Брови Изабеллы успевают сойтись на переносице, а рот приоткрыться, желая воскликнуть что-то в духе — «Опять двадцать мять!» — и театрально всплеснуть руками, но она сохраняет привычное спокойствие и малую долю отстраненности — иначе слишком сильно вклинится в жизнь Барнса эмоционально, чего нельзя было допускать. Но с каждым днем ей становилось все сложнее давить педаль тормоза своих чувств.

Барнс продолжил иначе и следующее, что он сказал оказалось самым длинным ответом из всех предыдущих.

— Была холодная зима… в Нью-Йорке, — Доусон гадала, связано ли то, как в его памяти сохранившиеся воспоминания, те, что вновь пробились из под черствой мертвой корки, с тем, что большую часть последних семидесяти лет он провёл в холоде и старые оставшиеся у него картинки сохранились или выплывали на поверхность лишь потому, что были связаны лишь с ощущением пробирающего до самых костей мороза?

— Помню соленый запах моря, — продолжал Барнс, — мы бежали по палубе, кричали чайки… над…

— Головами?

— Да, чайки летели над головами, — Джеймс улыбнулся чему-то, что видел лишь он один. Иззи замерла, даже перестала дышать — толи боясь спугнуть внезапно накативший эпизод из прошлого и выступившее лицо настоящего Барнса из-под маски солдата, толи от того, что впервые видела его улыбку. — Мы поднимались на нос и подставляли лица ветру. И тогда… от которого… тогда…

— Захватывало дух? — добавила Иззи.

Барнс вновь вперил в нее взгляд и кивнул, расслабленно выдыхая. Джеймс не выглядел умственно отсталым — ему было сложно вспоминать, словно механизмы в его голове заржавели за долгие годы и необходимо было приложить усилия, чтобы все шестеренки вернулись в строй и завертелись с прежней скоростью. Хотя Иззи и пугала вероятность того, что многие механизмы расстроены окончательно и попросту выброшены за борт.

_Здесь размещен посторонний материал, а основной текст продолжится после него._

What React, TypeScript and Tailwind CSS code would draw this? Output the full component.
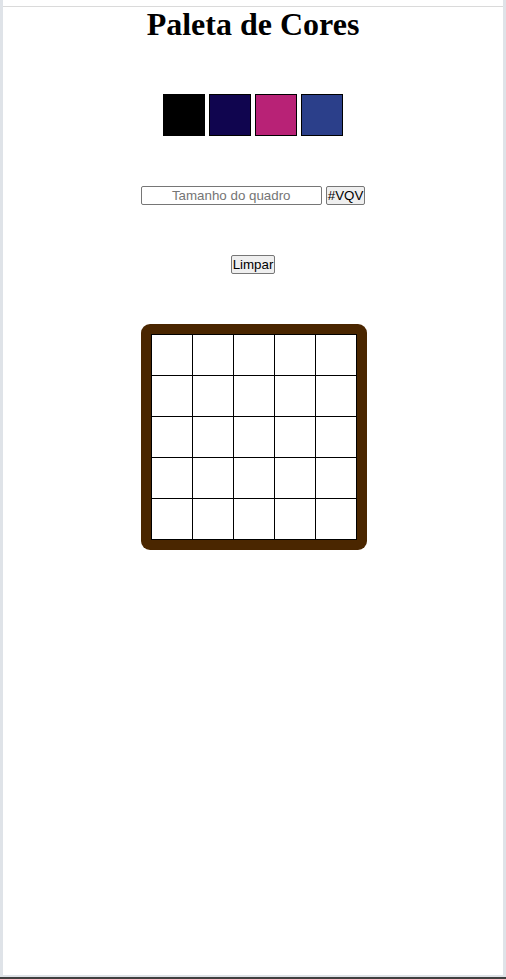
import React from "react";

const colors = ["#000000", "#10054f", "#b82276", "#2b3f8a"];

export default function App() {
  const cells = Array.from({ length: 25 });
  return (
    <div className="w-[506px] h-[979px] flex flex-col bg-[#dfe3e8] overflow-hidden" style={{ fontFamily: '"Liberation Sans", Arial, sans-serif' }}>
      <div className="flex-1 mx-[3px] bg-white flex flex-col items-center">
        <div className="h-[6px] w-full" />
        <div className="h-px w-full bg-[#dadada]" />
        <h1
          className="-mt-px h-[37px] leading-[37px] text-[32px] font-bold text-black"
          style={{ fontFamily: '"Liberation Serif", "Times New Roman", serif' }}
        >
          Paleta de Cores
        </h1>
        <div className="mt-[51px] flex gap-[4px]">
          {colors.map((c) => (
            <div key={c} className="w-[42px] h-[42px] border border-black" style={{ backgroundColor: c }} />
          ))}
        </div>
        <div className="mt-[50px] flex gap-[4px] items-center">
          <input
            type="text"
            placeholder="Tamanho do quadro"
            className="w-[181px] h-[19px] border border-[#767676] rounded-[2px] text-center text-[13.33px] placeholder:text-[#757575] outline-none px-[2px]"
          />
          <button className="h-[19px] px-px border border-[#767676] rounded-[2px] bg-[#efefef] text-[13.33px] leading-none text-black">
            #VQV
          </button>
        </div>
        <button className="mt-[50px] h-[19px] px-px border border-[#767676] rounded-[2px] bg-[#efefef] text-[13.33px] leading-none text-black">
          Limpar
        </button>
        <div className="mt-[50px] ml-[2px] p-[10px] bg-[#4a2600] rounded-[9px]">
          <div className="grid grid-cols-5 gap-px p-px bg-black">
            {cells.map((_, i) => (
              <div key={i} className="w-[40px] h-[40px] bg-white" />
            ))}
          </div>
        </div>
      </div>
      <div className="h-[2px]" />
      <div className="h-[2px] bg-[#404040]" />
    </div>
  );
}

Иззи не заметила, как вновь погрузилась в молчание и уставилась в блокнот, поправила пряди волос — старая, ставшая совсем бессознательной привычка давала о себе знать в каждом случае, когда ей случалось пропасть из настоящего момента в своих воспоминаниях. И все бы ничего, если бы Доусон не почувствовала на себе его взгляд. И затем случилось совсем невероятное.

— А выше детство было каким? — спросил Барнс.

Пациенты часто задавали свои вопросы, им хотелось говорить, разболтать другого для своих целей, часто завладеть доверием, показать заинтересованность. Это не удивляло. Все происходило как в учебниках. Но с Барнсом все было иначе. Он хотел вспомнить, и, может, слова Иззи помогут ему натолкнуться на правильные берега и найти в них отголоски чего-то своего.

На лице его читался искренний интерес и то, как он весь обратился в ожидание и предчувствие, подсказало Иззи новое верное направление.

Он хочет вспомнить.

Вспомнить свое прошлое.

Но Доусон такой вопрос показался ужаснее цунами.

Многим хочется наполнить необычными деталями историю своего рождения или детства, сделать некоторые моменты небывалым событием. Например, одна подруга Иззи из школы говорила, что в ночь, когда та родилась случилась ужаснейшая гроза, какой больше ста лет не было в краях, где жила ее семья. Другая же девочка рассказывала, что свои большие глаза получила от бабки, которая была шелки — мифическим полутюленем-получеловеком. Никто конечно же не верил, но не только они продолжала плести заковыристые истории.

Изабель не старалась придать своей истории таинственности — она хотела все забыть.